While criminalised by laws, gender based violence is still enabled by entrenched cultural, social and religious norms.

Photo credit: Pool | Nation Media Group

What you need to know:

  • Evidence shows that most gender based violence victims are women and the perpetrators men.
  • Additional data shows that gender based violence in Kenya and globally increased during Covid lockdowns.

Several tragic stories of gender-based violence have been in the news recently. Two women athletes met violent, suspicious deaths, with valid reasons to consider their intimate partners as primary femicide suspects. Further, viral CCTV footage in a city hotel depicted women being beaten by angry, vicious men.

These reported cases happened to people who are in, or have access to, the public eye. But the vast majority of such cases go unreported, and happen to people who will never make news headlines. They may not even be represented by statistics.
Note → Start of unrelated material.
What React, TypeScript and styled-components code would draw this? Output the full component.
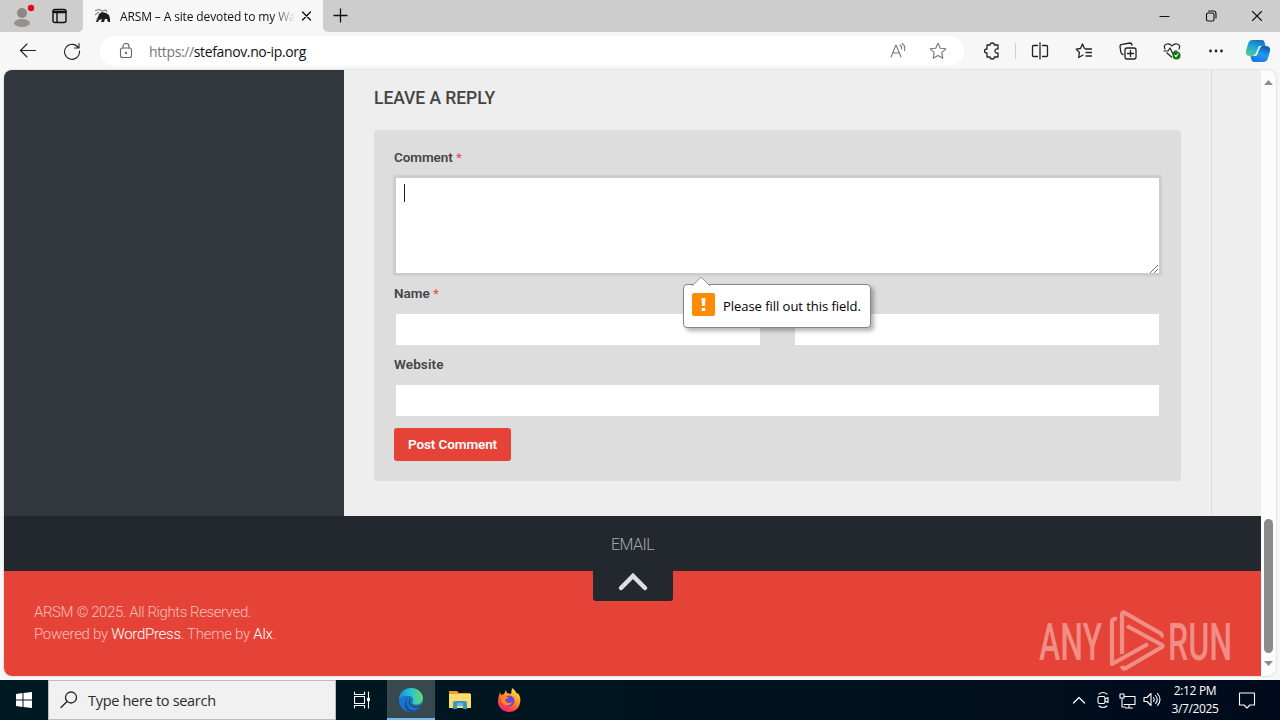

Evidence shows that most gender based violence victims are women and the perpetrators men.

Additional data shows that gender based violence in Kenya and globally increased during Covid lockdowns. It is, however, problematic to blame any crisis for the increase in social phenomena that should not even exist. While criminalised by laws, gender based violence is still enabled by entrenched cultural, social and religious norms which continue to accord men dominance at women's expense.

Men are thus empowered to enforce and maintain supremacy at all costs, leading to the oppression, abuse, injury, and deaths of countless women. This happens not just in domestic contexts or at the hand of partners, but in the workplace, the wider community and everywhere.

Existing policies have mapped out the state's three main responsibilities towards survivors: legal duty (proper investigation and prosecution of abusers); financial duty (ensuring baseline welfare like food, education and shelter support, especially for those left vulnerable by the exit of an abuser); and healthcare duty (timely quality, holistic care for acute and chronic needs of survivors).

Support for survivors

The state must, therefore, acknowledge and remediate its profound failure to look out for hundreds of thousands of victims. Accountability begins by the public demanding more support for survivors and their networks towards justice and healing. This is not just a problem for the line ministry for gender, but utmost priority for all.

As part of the justice process, abusers must also cede the privileges that enable their abuse, commit to help and treatment for change, and make full amends. Society must also listen to survivors of this abuse, and meet their needs. We must never forget each name of those taken by femicide because each death was a choice made by the murderer with community enabling.

Each of us must personally consider and deal with collective hypocrisy and double standards that allow for violent men to get away with being violent as an acceptable way of being. We must stop empty public stances against violence, and meanwhile enabling harm and protecting abusers.

We are long overdue for honest conversations and urgent actions, which have been avoided for so long at such high human cost. Making these changes will begin to enable healing for survivors, justice and safety for us all.